Back at Sydney, Amie Kingston worked as a display artist for Farmers department store (1940-44) and exhibited (mainly flowers and views) with the Contemporary Art Society (1940-46), the Society of Artists (1940-47) and the Macquarie Galleries (1940-55, 1957-61). She worked extensively in theatrical design, not only making designs for the Helen Kirsova Ballet Company but also for the Sydney Conservatorium Opera School. Between 1941 and 1946 she designed 11 productions for the School, sometimes painting the scenery as well as preparing the designs. In 1948-53 she taught art at the Double Bay Design School with Dora Sweetapple and Muriel Medworth . Kingston married cartoonist Thomas Arthur Challen in 1942. She continued to teach art to children and adults for decades, retiring from teaching in 1976, then living at Elanora Heights under her married name of Challen [Challan [ sic ] acc. NGA website] until 1995. She died on 13 January 1996.

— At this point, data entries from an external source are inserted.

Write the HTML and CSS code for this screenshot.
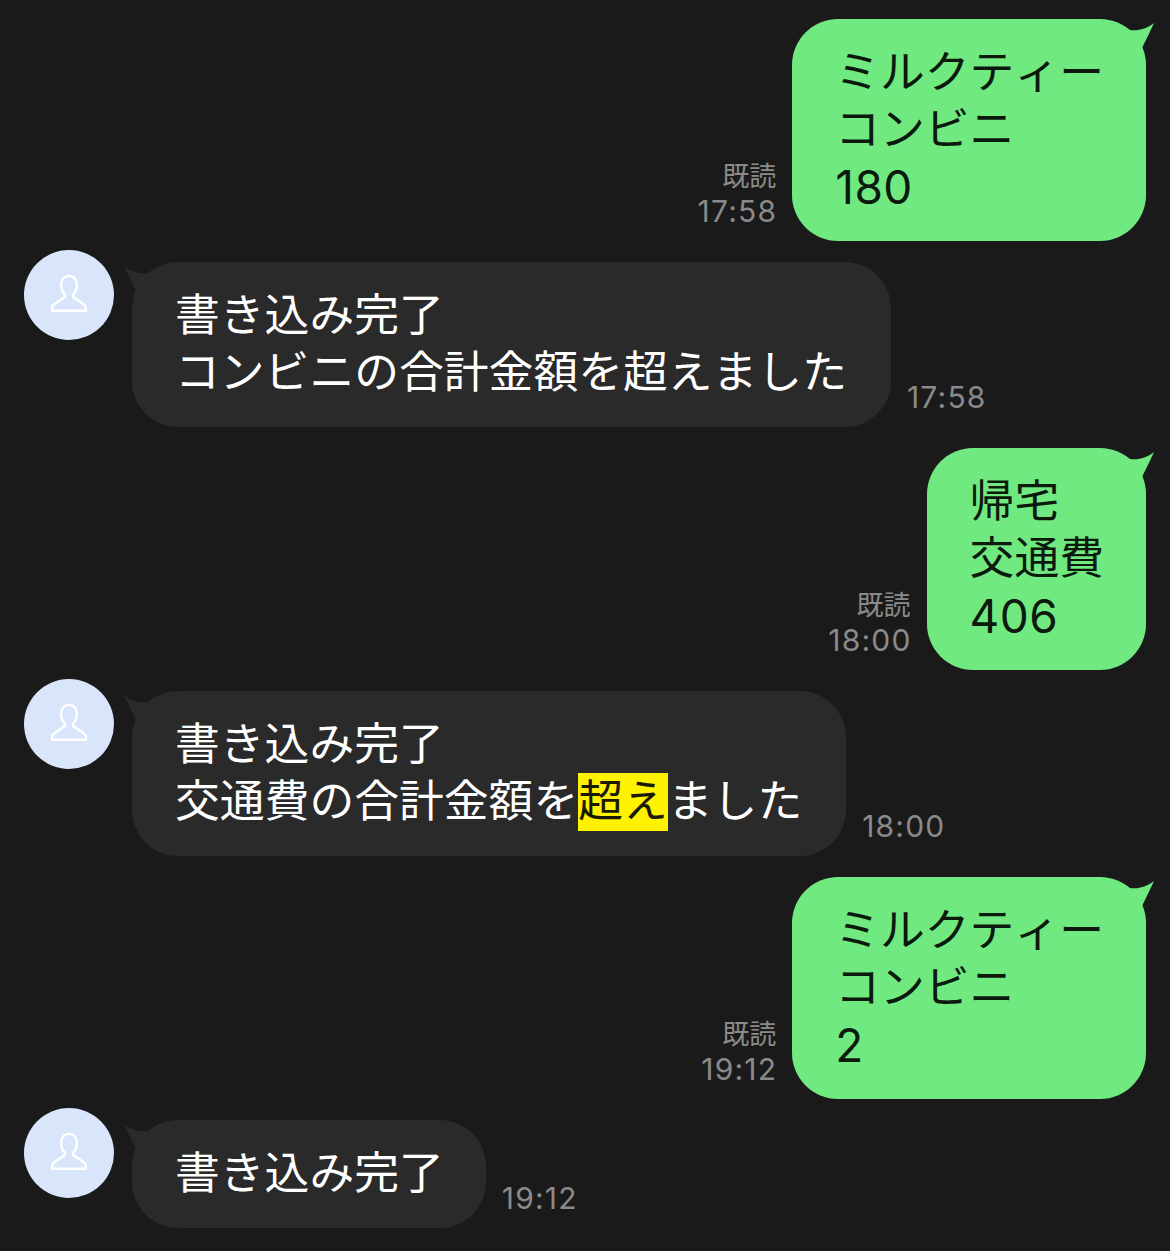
FILE: index.html
```html
<!DOCTYPE html>
<html lang="ja">
<head>
    <meta charset="UTF-8">
    <meta name="viewport" content="width=device-width, initial-scale=1.0">
    <title>トーク</title>
    <link rel="stylesheet" href="styles.css">
</head>
<body>
    <div class="chat">
        <div class="row row-out">
            <div class="meta"><span class="read">既読</span><span class="time">17:58</span></div>
            <div class="bubble bubble-out">
                <svg class="tail tail-out" viewBox="0 0 30 30"><path d="M0 9C8 13 20 12 30 4Q25 15 18 29L0 29Z"/></svg>
                ミルクティー<br>コンビニ<br><span class="num">180</span>
            </div>
        </div>
        <div class="row row-in">
            <div class="avatar"><svg class="avatar-icon" viewBox="0 0 40 40"><path d="M20 2C15 2 12.5 6 12.5 10.5C12.5 14.5 14.5 18 16 19.5L16 22C12 25 6 28 4 31L4 35H36V31C34 28 28 25 24 22L24 19.5C25.5 18 27.5 14.5 27.5 10.5C27.5 6 25 2 20 2Z"/></svg></div>
            <div class="bubble bubble-in bubble-wide">
                <svg class="tail tail-in" viewBox="0 0 30 30"><path d="M30 9C22 13 10 12 0 4Q5 15 12 29L30 29Z"/></svg>
                書き込み完了<br>コンビニの合計金額を超えました
            </div>
            <div class="meta"><span class="time">17:58</span></div>
        </div>
        <div class="row row-out">
            <div class="meta"><span class="read">既読</span><span class="time">18:00</span></div>
            <div class="bubble bubble-out">
                <svg class="tail tail-out" viewBox="0 0 30 30"><path d="M0 9C8 13 20 12 30 4Q25 15 18 29L0 29Z"/></svg>
                帰宅<br>交通費<br><span class="num">406</span>
            </div>
        </div>
        <div class="row row-in">
            <div class="avatar"><svg class="avatar-icon" viewBox="0 0 40 40"><path d="M20 2C15 2 12.5 6 12.5 10.5C12.5 14.5 14.5 18 16 19.5L16 22C12 25 6 28 4 31L4 35H36V31C34 28 28 25 24 22L24 19.5C25.5 18 27.5 14.5 27.5 10.5C27.5 6 25 2 20 2Z"/></svg></div>
            <div class="bubble bubble-in bubble-wide">
                <svg class="tail tail-in" viewBox="0 0 30 30"><path d="M30 9C22 13 10 12 0 4Q5 15 12 29L30 29Z"/></svg>
                書き込み完了<br>交通費の合計金額を<span class="mark">超え</span>ました
            </div>
            <div class="meta"><span class="time">18:00</span></div>
        </div>
        <div class="row row-out">
            <div class="meta"><span class="read">既読</span><span class="time">19:12</span></div>
            <div class="bubble bubble-out">
                <svg class="tail tail-out" viewBox="0 0 30 30"><path d="M0 9C8 13 20 12 30 4Q25 15 18 29L0 29Z"/></svg>
                ミルクティー<br>コンビニ<br><span class="num">2</span>
            </div>
        </div>
        <div class="row row-in">
            <div class="avatar"><svg class="avatar-icon" viewBox="0 0 40 40"><path d="M20 2C15 2 12.5 6 12.5 10.5C12.5 14.5 14.5 18 16 19.5L16 22C12 25 6 28 4 31L4 35H36V31C34 28 28 25 24 22L24 19.5C25.5 18 27.5 14.5 27.5 10.5C27.5 6 25 2 20 2Z"/></svg></div>
            <div class="bubble bubble-in">
                <svg class="tail tail-in" viewBox="0 0 30 30"><path d="M30 9C22 13 10 12 0 4Q5 15 12 29L30 29Z"/></svg>
                書き込み完了
            </div>
            <div class="meta"><span class="time">19:12</span></div>
        </div>
    </div>
</body>
</html>
```
FILE: styles.css
```css
html, body {
    margin: 0;
    height: 100%;
    background-color: #1a1a1a;
}
body {
    font-family: Inter, "Noto Sans CJK JP", sans-serif;
    overflow: hidden;
}
.chat {
    display: flex;
    flex-direction: column;
    gap: 21px;
    padding: 19px 24px 0;
}
.row {
    display: flex;
    align-items: flex-end;
    gap: 16px;
}
.row-out { justify-content: flex-end; }
.bubble {
    position: relative;
    padding: 25px 42px 26px 43px;
    border-radius: 46px;
    font-size: 44.8px;
    line-height: 57px;
    font-kerning: none;
    white-space: nowrap;
}
.bubble-out {
    background-color: #70e980;
    color: #0c1a0e;
}
.bubble-in {
    background-color: #2a2a2a;
    color: #fff;
}
.bubble-wide { padding-right: 44px; }
.num {
    font-size: 46px;
    line-height: 0;
    letter-spacing: 0.5px;
    vertical-align: -2px;
}
.tail {
    position: absolute;
    top: 0;
    width: 30px;
    height: 30px;
}
.tail-out { right: -8px; fill: #70e980; }
.tail-in { left: -8px; fill: #2a2a2a; }
.meta {
    display: flex;
    flex-direction: column;
    align-items: flex-end;
    padding-bottom: 12px;
    color: #8a8a8a;
}
.read {
    font-size: 27px;
    line-height: 32px;
}
.time {
    margin-right: -1px;
    font-size: 30px;
    line-height: 36px;
    letter-spacing: 1.2px;
}
.avatar {
    flex: none;
    display: flex;
    align-items: center;
    justify-content: center;
    align-self: flex-start;
    width: 90px;
    height: 90px;
    margin: -12px 2px 0 0;
    border-radius: 50%;
    background-color: #d8e5fb;
}
.avatar-icon {
    width: 42px;
    height: 42px;
    fill: none;
    stroke: #fff;
    stroke-width: 2.4;
}
.mark {
    display: inline-block;
    height: 58px;
    margin-bottom: -1px;
    vertical-align: top;
    background-color: #fff200;
    color: #1a1a00;
}
```
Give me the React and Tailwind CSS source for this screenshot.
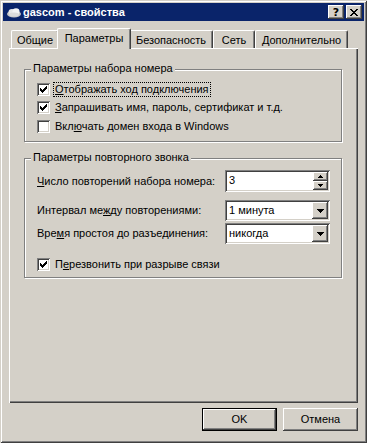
import React from "react";

const FONT = "font-['Liberation_Sans',Arial,sans-serif]";
const RAISED =
  "shadow-[inset_-1px_-1px_#404040,inset_1px_1px_#ffffff,inset_-2px_-2px_#808080]";
const SUNKEN =
  "shadow-[inset_1px_1px_#808080,inset_-1px_-1px_#ffffff,inset_2px_2px_#404040,inset_-2px_-2px_#d4d0c8]";

function CheckMark() {
  return (
    <svg
      className="absolute left-[3px] top-[3px]"
      width="7"
      height="7"
      viewBox="0 0 7 7"
      shapeRendering="crispEdges"
    >
      <path
        fill="#000"
        d="M6 0h1v1h-1zM5 1h2v1h-2zM0 2h1v1h-1zM4 2h3v1h-3zM0 3h2v1h-2zM3 3h3v1h-3zM0 4h5v1h-5zM1 5h3v1h-3zM2 6h1v1h-1z"
      />
    </svg>
  );
}

function CheckBox({ checked }) {
  return (
    <span className={`relative block w-[13px] h-[13px] shrink-0 bg-white ${SUNKEN}`}>
      {checked && <CheckMark />}
    </span>
  );
}

function CheckRow({ checked, focused, children, className = "" }) {
  return (
    <div className={`flex items-center h-[13px] ${className}`}>
      <CheckBox checked={checked} />
      <span
        className={`ml-[3px] px-[1px] leading-[13px] border border-dotted ${
          focused ? "border-black" : "border-transparent"
        }`}
      >
        {children}
      </span>
    </div>
  );
}

function DownArrow() {
  return (
    <svg width="7" height="4" viewBox="0 0 7 4" shapeRendering="crispEdges">
      <path fill="#000" d="M0 0h7v1h-7zM1 1h5v1h-5zM2 2h3v1h-3zM3 3h1v1h-1z" />
    </svg>
  );
}

function Combo({ value }) {
  return (
    <div className={`relative w-[105px] h-[21px] bg-white ${SUNKEN} flex items-center`}>
      <span className="pl-[4px] leading-[13px] flex-1">{value}</span>
      <div
        className={`mr-[2px] w-[16px] h-[17px] bg-[#d4d0c8] flex items-center justify-center ${RAISED}`}
      >
        <DownArrow />
      </div>
    </div>
  );
}

function Spinner({ value }) {
  return (
    <div className={`w-[105px] h-[22px] bg-white ${SUNKEN} flex items-start`}>
      <span className="pl-[4px] pt-[4px] leading-[13px] flex-1">{value}</span>
      <div className="mt-[2px] mr-[2px] flex flex-col">
        <div
          className={`w-[15px] h-[9px] bg-[#d4d0c8] flex items-center justify-center ${RAISED}`}
        >
          <svg width="5" height="3" viewBox="0 0 5 3" shapeRendering="crispEdges">
            <path fill="#000" d="M2 0h1v1h-1zM1 1h3v1h-3zM0 2h5v1h-5z" />
          </svg>
        </div>
        <div
          className={`w-[15px] h-[9px] bg-[#d4d0c8] flex items-center justify-center ${RAISED}`}
        >
          <svg width="5" height="3" viewBox="0 0 5 3" shapeRendering="crispEdges">
            <path fill="#000" d="M0 0h5v1h-5zM1 1h3v1h-3zM2 2h1v1h-1z" />
          </svg>
        </div>
      </div>
    </div>
  );
}

function Group({ title, className = "", children }) {
  return (
    <div
      className={`relative ml-[15px] w-[318px] border border-[#808080] shadow-[1px_1px_0_#ffffff,inset_1px_1px_0_#ffffff] ${className}`}
    >
      <span className="absolute left-[6px] top-[-8px] px-[2px] bg-[#d4d0c8] leading-[13px]">
        {title}
      </span>
      {children}
    </div>
  );
}

function Tab({ label, selected, w }) {
  if (selected) {
    return (
      <div
        className={`relative z-10 -mx-[2px] mb-[-1px] h-[21px] bg-[#d4d0c8] border-l border-t border-white border-r border-r-[#404040] rounded-tl-[2px] rounded-tr-[2px] shadow-[inset_-1px_0_#808080] flex justify-center pt-[3px] leading-[13px]`}
        style={{ width: w + 4 }}
      >
        {label}
      </div>
    );
  }
  return (
    <div
      className={`h-[18px] bg-[#d4d0c8] border-l border-t border-white border-r border-r-[#404040] rounded-tl-[2px] rounded-tr-[2px] shadow-[inset_-1px_0_#808080] flex justify-center pt-[3px] leading-[13px]`}
      style={{ width: w }}
    >
      {label}
    </div>
  );
}

function Button({ children, isDefault }) {
  const cls = isDefault
    ? "shadow-[inset_0_0_0_1px_#000000,inset_-2px_-2px_#404040,inset_2px_2px_#ffffff,inset_-3px_-3px_#808080]"
    : RAISED;
  return (
    <div
      className={`w-[75px] h-[23px] bg-[#d4d0c8] flex items-center justify-center leading-[13px] ${cls}`}
    >
      {children}
    </div>
  );
}

export default function App() {
  return (
    <div
      className={`${FONT} text-[11px] text-black w-[367px] h-[443px] bg-[#d4d0c8] p-[3px] flex flex-col shadow-[inset_1px_1px_#d4d0c8,inset_-1px_-1px_#404040,inset_2px_2px_#ffffff,inset_-2px_-2px_#808080]`}
    >
      {/* Title bar */}
      <div className="h-[18px] bg-[#0a246a] flex items-center pl-[3px] pr-[2px] shrink-0">
        <svg width="16" height="16" viewBox="0 0 16 16" className="shrink-0">
          <ellipse cx="8" cy="10" rx="7" ry="3.5" fill="#c8c8c8" />
          <ellipse cx="6" cy="8" rx="3.5" ry="3" fill="#e8e8e8" />
          <ellipse cx="10" cy="7.5" rx="3.5" ry="3.2" fill="#f4f4f4" />
          <ellipse cx="8" cy="10.5" rx="5" ry="2" fill="#dcdcdc" />
        </svg>
        <span className="ml-[1px] text-white font-bold leading-[13px]">
          gascom - свойства
        </span>
        <div className="flex-1" />
        <div
          className={`w-[16px] h-[14px] bg-[#d4d0c8] flex items-center justify-center ${RAISED}`}
        >
          <span className="font-bold text-[11px] leading-[11px] font-['DejaVu_Sans',sans-serif]">?</span>
        </div>
        <div
          className={`ml-[2px] w-[16px] h-[14px] bg-[#d4d0c8] flex items-center justify-center ${RAISED}`}
        >
          <svg width="8" height="7" viewBox="0 0 8 7" shapeRendering="crispEdges">
            <path
              fill="#000"
              d="M0 0h2v1h-2zM6 0h2v1h-2zM1 1h2v1h-2zM5 1h2v1h-2zM2 2h4v1h-4zM3 3h2v1h-2zM2 4h4v1h-4zM1 5h2v1h-2zM5 5h2v1h-2zM0 6h2v1h-2zM6 6h2v1h-2z"
            />
          </svg>
        </div>
      </div>

      {/* Body */}
      <div className="px-[6px] pt-[7px] flex flex-col">
        {/* Tabs */}
        <div className="flex items-end h-[20px] pl-[2px]">
          <Tab label="Общие" w={48} />
          <Tab label="Параметры" w={70} selected />
          <Tab label="Безопасность" w={84} />
          <Tab label="Сеть" w={42} />
          <Tab label="Дополнительно" w={93} />
        </div>

        {/* Panel */}
        <div
          className={`h-[355px] bg-[#d4d0c8] pt-[21px] shadow-[inset_1px_1px_#ffffff,inset_-1px_-1px_#404040,inset_-2px_-2px_#808080]`}
        >
          <Group title="Параметры набора номера" className="pt-[13px] pb-[8px] pl-[12px]">
            <CheckRow checked focused>
              <u>О</u>тображать ход подключения
            </CheckRow>
            <CheckRow checked className="mt-[5px]">
              <u>З</u>апрашивать имя, пароль, сертификат и т.д.
            </CheckRow>
            <CheckRow className="mt-[6px]">
              Вкл<u>ю</u>чать домен входа в Windows
            </CheckRow>
          </Group>

          <Group
            title="Параметры повторного звонка"
            className="mt-[16px] pt-[11px] pb-[6px] pl-[12px]"
          >
            <div className="grid grid-cols-[188px_105px] items-center">
              <span className="leading-[13px]">
                <u>Ч</u>исло повторений набора номера:
              </span>
              <Spinner value="3" />
            </div>
            <div className="grid grid-cols-[188px_105px] items-center mt-[8px]">
              <span className="leading-[13px]">
                Интервал ме<u>ж</u>ду повторениями:
              </span>
              <Combo value="1 минута" />
            </div>
            <div className="grid grid-cols-[188px_105px] items-center mt-[2px]">
              <span className="leading-[13px]">
                Вре<u>м</u>я простоя до разъединения:
              </span>
              <Combo value="никогда" />
            </div>
            <CheckRow checked className="mt-[14px]">
              П<u>е</u>резвонить при разрыве связи
            </CheckRow>
          </Group>
        </div>

        {/* Buttons */}
        <div className="mt-[5px] flex justify-end gap-[6px]">
          <Button isDefault>OK</Button>
          <Button>Отмена</Button>
        </div>
      </div>
    </div>
  );
}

On 8 July 1941, the first season of the Kirsova Ballet opened at Sydney’s Conservatorium of Music. This debut represented the beginnings of a local, Australia-based professional ballet theatre in Sydney. Helene Kirsova, who formed the company, first visited Australia as the prima ballerina of the Monte Carlo Russian Ballet in 1936. She came with a substantial reputation, having danced with major European companies and having worked with such master choreographers as Massine and Fokine. The Kirsova Ballet was relatively short-lived in comparison with the first Melbourne professional company, established at almost the same time by Edouard Borovansky. The Kirsova Ballet ended its life as a professional company in May 1944. However, despite the brevity of its existence Kirsova’s company has an important place as the first company to extend its hand to a band of Sydney artists who aspired to ballet design. Among them were three women: Elaine Haxton , Alice Danciger and Amie Kingston. The Kirsova Ballet was a superb opportunity for Kingston, who …designed three ballets for Kirsova- Harlequin , Hansel and Gretel and Peter and the Wolf -the last being in preparation at the demise of the company. Kirsova is reported as having envisaged the ballet to Prokofieff’s music as having a 'Disney feeling’ and Kingston’s set design has a touch of Disney about it. It is flat and brightly coloured, with the decorative qualities associated with the Sydney style of the late 1940s; Kenneth Wilkinson described these qualities in 1945 as 'the natural grace and gaiety of youth’. Kingston’s work was not confined to ballet design, but Kirsova offered her a rare opportunity to work in the medium, which was her first love.